1. Multiply the equations by constants so that the coefficients of one variable are opposites:
   • Multiply the first equation by 2: 4x - 10y = -28
   • Multiply the second equation by 5: 15x + 10y = 85
2. Add the equations together to eliminate y:
   • (4x - 10y) + (15x + 10y) = -28 + 85
   • 19x = 57
3. Solve for x:
   • x = 3
4. Substitute x back into one of the original equations:
   • 2(3) - 5y = -14
   • 6 - 5y = -14
   • -5y = -20
   • y = 4

And guess what? The elimination method also gives us x = 3 and y = 4!
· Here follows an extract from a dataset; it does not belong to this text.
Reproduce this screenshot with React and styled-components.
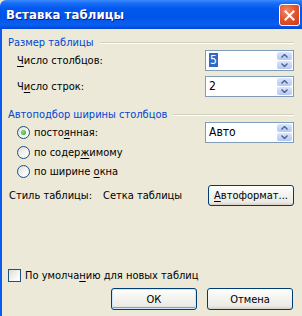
import styled, { createGlobalStyle } from 'styled-components';

const GlobalStyle = createGlobalStyle`
    html, body {
        margin: 0;
        padding: 0;
        background: #ece9d8;
    }
    #root {
        width: 302px;
        height: 316px;
        overflow: hidden;
    }
`;

const FONT = `"DejaVu Sans Condensed", "DejaVu Sans", "Liberation Sans", sans-serif`;

const Window = styled.div`
    position: relative;
    width: 302px;
    height: 316px;
    display: flex;
    flex-direction: column;
    font-family: ${FONT};
    font-size: 11px;
    color: #000;
    overflow: hidden;
`;

const TitleBar = styled.div`
    height: 29px;
    flex: none;
    display: flex;
    align-items: center;
    justify-content: space-between;
    padding: 0 2px 0 6px;
    background: linear-gradient(
        180deg,
        #3b8cff 0%,
        #1c6ef5 10%,
        #0058ee 30%,
        #0054e8 60%,
        #0a5ff0 85%,
        #0047d6 100%
    );
    border-top-left-radius: 6px;
`;

const Title = styled.span`
    color: #fff;
    font-weight: bold;
    font-size: 13px;
    letter-spacing: 0.1px;
    text-shadow: 1px 1px 0 #0a1e80;
`;

const CloseButton = styled.div`
    width: 19px;
    height: 20px;
    margin-top: 1px;
    border: 1px solid #fff;
    border-radius: 3px;
    background: radial-gradient(circle at 35% 30%, #f38a6a 0%, #e2572f 45%, #c63a17 100%);
    display: flex;
    align-items: center;
    justify-content: center;
`;

const Body = styled.div`
    flex: 1;
    border-left: 2px solid #0a5aef;
    padding: 6px 8px 0 6px;
    display: flex;
    flex-direction: column;
    background: #ece9d8;
`;

const GroupHeader = styled.div`
    height: 14px;
    display: flex;
    align-items: center;
    gap: 6px;
    margin-top: ${(p) => p.$top || 0}px;
    color: #0046d5;
    white-space: nowrap;

    &::after {
        content: '';
        flex: 1;
        height: 0;
        border-top: 1px solid #d0d0bf;
        border-bottom: 1px solid #fff;
        margin-top: 1px;
    }
`;

const Row = styled.div`
    height: ${(p) => p.$h || 21}px;
    margin-top: ${(p) => p.$top || 0}px;
    padding-left: ${(p) => p.$indent || 0}px;
    display: flex;
    align-items: center;
    justify-content: space-between;
`;

const Label = styled.span`
    white-space: nowrap;
`;

const Key = styled.span`
    text-decoration: underline;
    text-underline-offset: 2px;
`;

const SpinBox = styled.div`
    width: 89px;
    height: 21px;
    box-sizing: border-box;
    border: 1px solid #7f9db9;
    background: #fff;
    display: flex;
    align-items: center;
    padding: 1px;
`;

const SpinValue = styled.span`
    flex: 1;
    padding-left: 2px;
    font-size: 12px;
    line-height: 15px;
`;

const Selected = styled.span`
    background: #316ac5;
    color: #fff;
    padding: 0 1px;
`;

const SpinButtons = styled.div`
    width: 15px;
    height: 17px;
    display: flex;
    flex-direction: column;
    gap: 1px;
`;

const SpinHalf = styled.div`
    flex: 1;
    border-radius: 2px;
    background: linear-gradient(180deg, #dbe6fd 0%, #c1d3fb 60%, #b4c8f6 100%);
    display: flex;
    align-items: center;
    justify-content: center;
`;

const RadioGroup = styled.div`
    display: flex;
    flex-direction: column;
`;

const RadioCircle = styled.span`
    width: 13px;
    height: 13px;
    box-sizing: border-box;
    border-radius: 50%;
    border: 1px solid #1c5180;
    background: linear-gradient(135deg, #dcdcd7 0%, #f6f6f4 60%, #fff 100%);
    display: inline-flex;
    align-items: center;
    justify-content: center;
    flex: none;

    &::after {
        content: '';
        width: 5px;
        height: 5px;
        border-radius: 50%;
        background: ${(p) => (p.$on ? 'radial-gradient(circle at 40% 40%, #8de07a, #21a121)' : 'transparent')};
    }
`;

const Choice = styled.label`
    display: flex;
    align-items: center;
    gap: 4px;
    white-space: nowrap;
`;

const CheckBox = styled.span`
    width: 13px;
    height: 13px;
    box-sizing: border-box;
    border: 1px solid #1c5180;
    background: linear-gradient(135deg, #dcdcd7 0%, #f6f6f4 60%, #fff 100%);
    flex: none;
`;

const StyleInfo = styled.div`
    display: flex;
    gap: 11px;
    padding-left: 1px;
    white-space: nowrap;
`;

const XPButton = styled.button`
    width: 86px;
    height: ${(p) => p.$h || 22}px;
    box-sizing: border-box;
    border: 1px solid #003c74;
    border-radius: 3px;
    background: linear-gradient(180deg, #ffffff 0%, #f4f4f0 40%, #ecebe6 85%, #d6d0c5 100%);
    font-family: ${FONT};
    font-size: 11px;
    color: #000;
    padding: 0;
    box-shadow: ${(p) => (p.$def ? 'inset 0 0 0 1px #cee7ff, inset 0 -1px 0 1px #69a1f5' : 'none')};
`;

const Actions = styled.div`
    display: flex;
    justify-content: flex-end;
    gap: 10px;
    margin-top: 6px;
    padding-right: 1px;
`;

const Arrow = ({ up }) => (
    <svg width="7" height="4" viewBox="0 0 7 4">
        <path d={up ? 'M0.5 3.5 L3.5 0.5 L6.5 3.5' : 'M0.5 0.5 L3.5 3.5 L6.5 0.5'} fill="none" stroke="#4d6185" strokeWidth="1.4" />
    </svg>
);

const Spin = ({ children }) => (
    <SpinBox>
        <SpinValue>{children}</SpinValue>
        <SpinButtons>
            <SpinHalf><Arrow up /></SpinHalf>
            <SpinHalf><Arrow /></SpinHalf>
        </SpinButtons>
    </SpinBox>
);

function App() {
    return (
        <Window>
            <GlobalStyle />
            <TitleBar>
                <Title>Вставка таблицы</Title>
                <CloseButton>
                    <svg width="11" height="11" viewBox="0 0 11 11">
                        <path d="M1.5 1.5 L9.5 9.5 M9.5 1.5 L1.5 9.5" stroke="#fff" strokeWidth="2" strokeLinecap="square" />
                    </svg>
                </CloseButton>
            </TitleBar>
            <Body>
                <GroupHeader>Размер таблицы</GroupHeader>
                <Row $top={1} $indent={9}>
                    <Label><Key>Ч</Key>исло столбцов:</Label>
                    <Spin><Selected>5</Selected></Spin>
                </Row>
                <Row $top={5} $indent={9}>
                    <Label>Ч<Key>и</Key>сло строк:</Label>
                    <Spin>2</Spin>
                </Row>
                <GroupHeader $top={10}>Автоподбор ширины столбцов</GroupHeader>
                <RadioGroup>
                    <Row $top={1} $indent={9}>
                        <Choice><RadioCircle $on /><Label>посто<Key>я</Key>нная:</Label></Choice>
                        <Spin>Авто</Spin>
                    </Row>
                    <Row $h={19} $indent={9}>
                        <Choice><RadioCircle /><Label>по содер<Key>ж</Key>имому</Label></Choice>
                    </Row>
                    <Row $h={19} $indent={9}>
                        <Choice><RadioCircle /><Label>по ширине <Key>о</Key>кна</Label></Choice>
                    </Row>
                </RadioGroup>
                <Row $top={4}>
                    <StyleInfo>
                        <span>Стиль таблицы:</span>
                        <span>Сетка таблицы</span>
                    </StyleInfo>
                    <XPButton $h={21}><Key>А</Key>втоформат...</XPButton>
                </Row>
                <Row $top={62} $h={14}>
                    <Choice><CheckBox /><Label>По умолча<Key>н</Key>ию для новых таблиц</Label></Choice>
                </Row>
                <Actions>
                    <XPButton $def>ОК</XPButton>
                    <XPButton>Отмена</XPButton>
                </Actions>
            </Body>
        </Window>
    );
}

export default App;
Conclusion – The Power of Multiple Methods

So, guys, we've successfully solved the system of equations using three different methods: substitution, equalization, and elimination. And the best part? We got the same answer (x = 3, y = 4) with each method! This shows the beauty and consistency of mathematics. Each method offers a unique approach, and choosing the right one often depends on the specific equations you're dealing with. Some systems are easier to solve with substitution, while others lend themselves better to equalization or elimination. The more you practice, the better you'll become at recognizing which method is the most efficient for a given problem. Keep up the awesome work, and you'll conquer any system of equations that comes your way! Remember, math is not just about finding the answer; it's about the journey of problem-solving and the thrill of discovery. So, embrace the challenge, explore different methods, and enjoy the process.

I hope you found this explanation helpful and insightful. Keep practicing and exploring the world of mathematics. You've got this!